Some of the general symptoms of all dental disease include: cat dental disease
  • Bad breath (this is one of the most common symptoms of a dental problem)
  • Drooling
  • Lumps or bumps
  • Red, inflamed or bleeding gums
  • Reluctance to eat, especially hard foods
  • Reluctance to groom
  • Pus around the tooth
  • Sensitivity around the mouth
  • Pawing at the face
  • Loose or missing teeth
  • Loss of appetite
  • Stomach or intestinal upsets
  • Irritability or depression
  • Yellow deposits on the teeth
  • Many of the dental disease are irreversible and therefore prevention is very important.
  • It is important to familiarize your cat from a very young age (kitten age) to having her teeth cleaned and checked on a regular basis.
  • A good dental care program should include:
    • Regular visits to your veterinarian, which include an oral exam
    • Veterinary dental cleaning as advised
    • Daily oral care, brushing of the teeth with cat specific dental kit including cat toothbrush and toothpaste.
    • Specially formulated dental diets (ask your vet for recommendations)
    • Only feed tartar and plaque control treats (do not feed table scraps)
  • Gingivitis
    • Early cases of gingivitis which haven't progressed far may possibly be treated at home with regular dental cleaning. Brush your cat’s teeth at least once a week.
    • Descaling to remove tartar build up will be performed in more advanced cases.
    • Provide special feline chew toys, designed to reduce tartar build up.
    • Feed special dental diets that keep teeth healthy.
  • Endodontic disease:
    • Treatment involves either root canal or extraction.
  • Oral resorptive lesions:
    • Extraction of a tooth undergoing resorption is the only treatment for the condition.
  • Periodontal disease:
    • The specific treatment for periodontal disease depends on how advanced the disease is.

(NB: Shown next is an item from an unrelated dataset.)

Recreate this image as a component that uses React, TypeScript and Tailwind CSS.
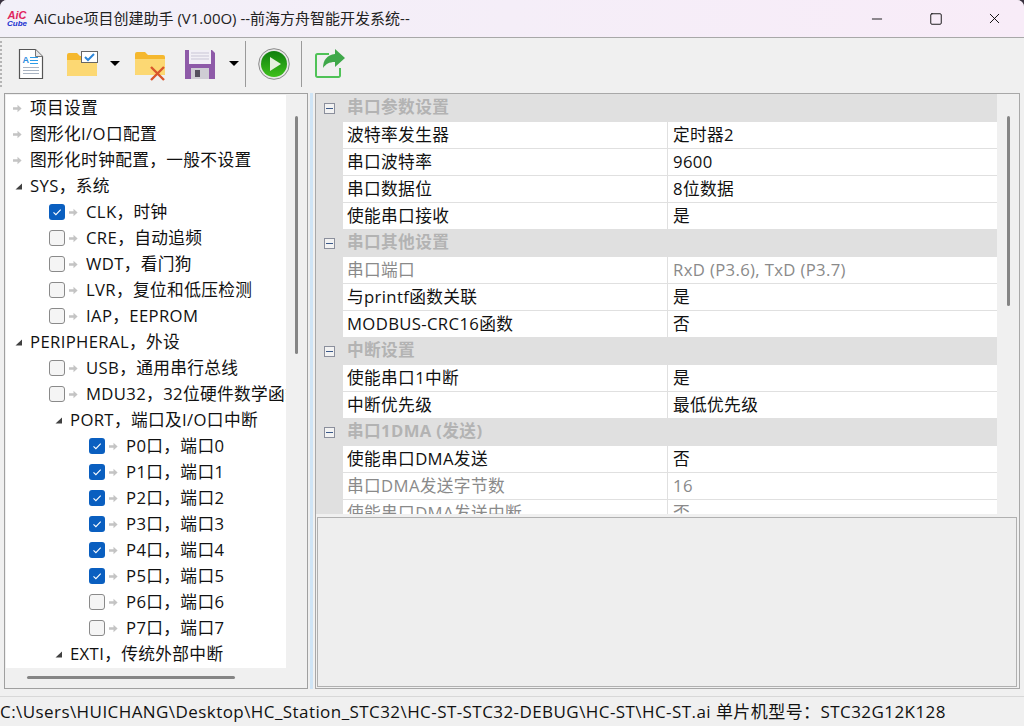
import { Minus, Square, X } from 'lucide-react';

const FONT = "font-['Open_Sans','Noto_Sans_CJK_SC',sans-serif]";

interface TreeItem { label: string; level: 0 | 1 | 2; kind: 'leaf' | 'open' | 'check'; checked?: boolean; sub?: boolean }

const treeItems: TreeItem[] = [
  { label: '项目设置', level: 0, kind: 'leaf' },
  { label: '图形化I/O口配置', level: 0, kind: 'leaf' },
  { label: '图形化时钟配置，一般不设置', level: 0, kind: 'leaf' },
  { label: 'SYS，系统', level: 0, kind: 'open' },
  { label: 'CLK，时钟', level: 1, kind: 'check', checked: true },
  { label: 'CRE，自动追频', level: 1, kind: 'check' },
  { label: 'WDT，看门狗', level: 1, kind: 'check' },
  { label: 'LVR，复位和低压检测', level: 1, kind: 'check' },
  { label: 'IAP，EEPROM', level: 1, kind: 'check' },
  { label: 'PERIPHERAL，外设', level: 0, kind: 'open' },
  { label: 'USB，通用串行总线', level: 1, kind: 'check' },
  { label: 'MDU32，32位硬件数学函数', level: 1, kind: 'check' },
  { label: 'PORT，端口及I/O口中断', level: 1, kind: 'open', sub: true },
  { label: 'P0口，端口0', level: 2, kind: 'check', checked: true },
  { label: 'P1口，端口1', level: 2, kind: 'check', checked: true },
  { label: 'P2口，端口2', level: 2, kind: 'check', checked: true },
  { label: 'P3口，端口3', level: 2, kind: 'check', checked: true },
  { label: 'P4口，端口4', level: 2, kind: 'check', checked: true },
  { label: 'P5口，端口5', level: 2, kind: 'check', checked: true },
  { label: 'P6口，端口6', level: 2, kind: 'check' },
  { label: 'P7口，端口7', level: 2, kind: 'check' },
  { label: 'EXTI，传统外部中断', level: 1, kind: 'open', sub: true },
];

type GridRow = { group: string } | { name: string; value: string; dim?: boolean };

const gridRows: GridRow[] = [
  { group: '串口参数设置' },
  { name: '波特率发生器', value: '定时器2' },
  { name: '串口波特率', value: '9600' },
  { name: '串口数据位', value: '8位数据' },
  { name: '使能串口接收', value: '是' },
  { group: '串口其他设置' },
  { name: '串口端口', value: 'RxD (P3.6), TxD (P3.7)', dim: true },
  { name: '与printf函数关联', value: '是' },
  { name: 'MODBUS-CRC16函数', value: '否' },
  { group: '中断设置' },
  { name: '使能串口1中断', value: '是' },
  { name: '中断优先级', value: '最低优先级' },
  { group: '串口1DMA (发送)' },
  { name: '使能串口DMA发送', value: '否' },
  { name: '串口DMA发送字节数', value: '16', dim: true },
  { name: '使能串口DMA发送中断', value: '否', dim: true },
];

function LeafArrow() {
  return (
    <svg width="9" height="9" viewBox="0 0 9 9" className="shrink-0">
      <path d="M0 3.2h4.5V0.8L8.6 4.5 4.5 8.2V5.800H0z" fill="#c4c4c4" />
    </svg>
  );
}

function OpenTriangle() {
  return (
    <svg width="7" height="7" viewBox="0 0 7 7" className="shrink-0">
      <path d="M7 0.5V6.500H0.500z" fill="#404040" />
    </svg>
  );
}

function CheckBox({ checked }: { checked?: boolean }) {
  if (checked) {
    return (
      <span className="w-4 h-4 rounded-[3px] bg-[#0a5fc0] flex items-center justify-center shrink-0">
        <svg width="10" height="10" viewBox="0 0 10 10">
          <path d="M1.5 5.3l2.400 2.400 4.800-5" fill="none" stroke="#fff" strokeWidth="1.1" />
        </svg>
      </span>
    );
  }
  return <span className="w-4 h-4 rounded-[3px] bg-[#f5f5f5] border border-[#8a8a8a] shrink-0" />;
}

function TreeRow({ item }: { item: TreeItem }) {
  if (item.kind === 'check') {
    return (
      <div className={`flex items-center h-[26px] ${item.level === 2 ? 'pl-[83px]' : 'pl-[43px]'}`}>
        <CheckBox checked={item.checked} />
        <span className="ml-1 w-[9px]"><LeafArrow /></span>
        <span className="ml-2 whitespace-nowrap">{item.label}</span>
      </div>
    );
  }
  if (item.kind === 'open') {
    return (
      <div className={`flex items-center h-[26px] ${item.sub ? 'pl-[49px]' : 'pl-[9px]'}`}>
        <OpenTriangle />
        <span className="ml-2 whitespace-nowrap">{item.label}</span>
      </div>
    );
  }
  return (
    <div className="flex items-center h-[26px] pl-[7px]">
      <LeafArrow />
      <span className="ml-2 whitespace-nowrap">{item.label}</span>
    </div>
  );
}

function GridLine({ row, first }: { row: GridRow; first: boolean }) {
  if ('group' in row) {
    return (
      <div className={`flex items-center bg-[#e0e0e0] ${first ? 'h-[28px]' : 'h-[27px]'}`}>
        <span className="w-[27px] flex justify-center">
          <span className="w-[11px] h-[11px] border border-[#8b8f9c] bg-[#f2f2f2] flex items-center justify-center">
            <span className="w-[7px] h-px bg-[#3c5a8a]" />
          </span>
        </span>
        <span className="pl-1 pb-[2px] font-bold text-[#b3b3b3]">{row.group}</span>
      </div>
    );
  }
  const color = row.dim ? 'text-[#8a8a8a]' : 'text-[#111]';
  return (
    <div className="flex h-[27px] bg-[#e0e0e0]">
      <div className="w-[27px] shrink-0" />
      <div className={`w-[324px] shrink-0 bg-white border-b border-[#e0e0e0] pl-1 flex items-center ${color}`}>{row.name}</div>
      <div className={`flex-1 bg-white border-b border-l border-[#e0e0e0] pl-[5px] flex items-center ${color}`}>{row.value}</div>
    </div>
  );
}

function DropArrow() {
  return <span className="w-0 h-0 border-x-[5px] border-x-transparent border-t-[5px] border-t-black" />;
}

function DocIcon() {
  return (
    <svg width="26" height="32" viewBox="0 0 26 32">
      <path d="M1.500 1.500h16l7 7v22h-23z" fill="#fff" stroke="#555" strokeWidth="1.2" />
      <path d="M17.500 1.500v7h7" fill="#e6e6e6" stroke="#777" />
      <text x="4.500" y="15" fontSize="9" fontWeight="700" fill="#2b8be0" fontFamily="Liberation Sans">A</text>
      <path d="M12 9.500h8M12 12.500h8M12 15.500h8" stroke="#2b9be8" />
      <path d="M5 19.500h16M5 22.500h16M5 25.500h16" stroke="#a9b4c2" />
    </svg>
  );
}

function FolderBase() {
  return (
    <>
      <path d="M0 3a2 2 0 012-2h8l3 3h15a2 2 0 012 2v17a1 1 0 01-1 1H1a1 1 0 01-1-1z" fill="#f5b82e" />
      <path d="M0 8h30v15a1 1 0 01-1 1H1a1 1 0 01-1-1z" fill="#fcd873" />
    </>
  );
}

function FolderCheckIcon() {
  return (
    <svg width="31" height="25" viewBox="0 0 31 25">
      <g transform="translate(0 1)"><FolderBase /></g>
      <rect x="14.500" y="0.500" width="16" height="11" fill="#fff" stroke="#666" />
      <path d="M18 6l3 3 6-6" fill="none" stroke="#2d86d9" strokeWidth="2" />
    </svg>
  );
}

function FolderCrossIcon() {
  return (
    <svg width="32" height="30" viewBox="0 0 32 30">
      <FolderBase />
      <path d="M16 16l13 13M29 16L16 29" stroke="#d9562b" strokeWidth="2.400" />
    </svg>
  );
}

function DiskIcon() {
  return (
    <svg width="30" height="30" viewBox="0 0 30 30">
      <path d="M0 1h27l3 3v26H0z" fill="#8e5aa8" />
      <rect x="4" y="1" width="22" height="14" fill="#f2f0f6" />
      <path d="M6 4h18M6 7h18M6 10h18" stroke="#c9c5d6" />
      <rect x="6" y="19" width="18" height="11" fill="#cfcdd4" />
      <rect x="10" y="21" width="5" height="7" fill="#55505e" />
    </svg>
  );
}

function PlayIcon() {
  return (
    <svg width="32" height="32" viewBox="0 0 32 32">
      <defs>
        <linearGradient id="playFill" x1="0" y1="0" x2="0" y2="1">
          <stop offset="0" stopColor="#0f7f0f" />
          <stop offset="1" stopColor="#3fc01c" />
        </linearGradient>
      </defs>
      <circle cx="16" cy="16" r="15.300" fill="#e8e8e8" stroke="#8a8a8a" />
      <circle cx="16" cy="16" r="13" fill="url(#playFill)" />
      <path d="M12 9l11 7-11 7z" fill="#e6f0e0" />
    </svg>
  );
}

function ShareIcon() {
  return (
    <svg width="30" height="29" viewBox="0 0 30 29">
      <path d="M14 5H2.500a1.500 1.500 0 00-1.500 1.500v20A1.500 1.500 0 002.500 28h21a1.500 1.500 0 001.500-1.500V19" fill="none" stroke="#4fc257" strokeWidth="2" />
      <path d="M20 0l10 9-10 9v-5c-6 0-9 2-12 6 0-8 4-13 12-14z" fill="#3fa84a" />
    </svg>
  );
}

function ToolSep() {
  return <span className="w-px h-[46px] bg-[#9a9a9a]" />;
}

export default function App() {
  return (
    <div className={`w-[1024px] h-[726px] overflow-hidden bg-[#3a3340] text-[16.7px] tracking-[0.35px] leading-none text-[#111] ${FONT}`}>
      <div className="h-full flex flex-col rounded-t-[7px] overflow-hidden bg-[#f0f0f0]">
        {/* title bar */}
        <div className="h-[38px] shrink-0 flex items-center bg-gradient-to-r from-[#f2f0f8] to-[#f8ecf8] border-b border-[#a8a8a8] tracking-normal">
          <div className="w-[34px] flex flex-col items-center font-['Liberation_Sans',sans-serif] italic font-bold">
            <span className="text-[11px] leading-[10px] text-[#e0245e]">AiC</span>
            <span className="text-[8px] leading-[8px] text-[#2030d0]">Cube</span>
          </div>
          <span className="text-[15px] text-[#222]">AiCube项目创建助手 (V1.00O) --前海方舟智能开发系统--</span>
          <div className="ml-auto flex items-center text-black">
            <span className="w-[59px] flex justify-center"><Minus size={16} strokeWidth={1.300} /></span>
            <span className="w-[59px] flex justify-center"><Square size={14} strokeWidth={1.500} /></span>
            <span className="w-[59px] flex justify-center pr-[1px]"><X size={17} strokeWidth={1.300} /></span>
          </div>
        </div>

        {/* toolbar */}
        <div className="h-[55px] shrink-0 flex items-center pb-[4px]">
          <span className="w-[18px] h-[46px] border-l-2 border-dotted border-[#b5b5b5]" />
          <DocIcon />
          <span className="ml-[23px]"><FolderCheckIcon /></span>
          <span className="ml-[12px] flex"><DropArrow /></span>
          <span className="ml-[15px] mt-[4px]"><FolderCrossIcon /></span>
          <span className="ml-[18px]"><DiskIcon /></span>
          <span className="ml-[14px] flex"><DropArrow /></span>
          <span className="ml-[6px] flex"><ToolSep /></span>
          <span className="ml-[12px]"><PlayIcon /></span>
          <span className="ml-[11px] flex"><ToolSep /></span>
          <span className="ml-[13px]"><ShareIcon /></span>
        </div>

        {/* panes */}
        <div className="flex-1 min-h-0 flex pl-[4px] pr-[4px]">
          {/* tree */}
          <div className="w-[304px] shrink-0 h-[596px] border border-[#a0a0a0] p-px flex flex-col">
            <div className="h-[573px] flex shrink-0">
              <div className="w-[280px] bg-white overflow-hidden">
                {treeItems.map((item) => <TreeRow key={item.label} item={item} />)}
              </div>
              <div className="flex-1 flex justify-center pt-[21px]">
                <span className="w-[3px] h-[238px] bg-[#858585] rounded-full" />
              </div>
            </div>
            <div className="flex-1 pl-[21px] pt-[8px]">
              <div className="w-[208px] h-[3px] bg-[#858585] rounded-full" />
            </div>
          </div>

          {/* splitter */}
          <div className="w-[7px] shrink-0 h-[596px] flex justify-center">
            <span className="w-[3px] bg-[#cfe4f5]" />
          </div>

          {/* right side */}
          <div className="flex-1 h-[596px] border border-[#a8a8a8] flex flex-col">
            <div className="h-[420px] shrink-0 flex overflow-hidden">
              <div className="w-[681px] shrink-0 h-[420px] overflow-hidden">
                {gridRows.map((row, i) => <GridLine key={i} row={row} first={i === 0} />)}
              </div>
              <div className="flex-1 flex justify-center pt-[22px]">
                <span className="w-[3px] h-[190px] bg-[#858585] rounded-full" />
              </div>
            </div>
            <div className="mt-[3px] h-[170px] ml-px mr-[2px] border border-[#b0b0b0] bg-[#eeeeee]" />
          </div>
        </div>

        {/* status bar */}
        <div className="h-[30px] shrink-0 border-t border-[#d8d8d8] flex items-center whitespace-nowrap text-[17px] tracking-[0.43px] text-[#111] overflow-hidden">
          C:\Users\HUICHANG\Desktop\HC_Station_STC32\HC-ST-STC32-DEBUG\HC-ST\HC-ST.ai 单片机型号：STC32G12K128
        </div>
      </div>
    </div>
  );
}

    • In the early stages, treatment is focused on controlling plaque and preventing attachment loss.
    • This is achieved by daily brushing with “animal safe” toothpaste, professional cleansing, polishing, and the prescribed application of fluoride.
  • Tooth abscess:
    • Treatment involves tooth extraction, flushing of the affected area and antibiotics.
  • Stomatitis:
    • Various treatments may be used including initial scaling and cleaning of the teeth, follow-up home care, antibiotics and anti-inflammatories.
    • The response to therapy is variable and many cats need corticosteroids to control the inflammation.
    • In some very severely affected cats, extraction of all of the cheek teeth is helpful - this may be because it removes the site of persistent bacteria in the mouth.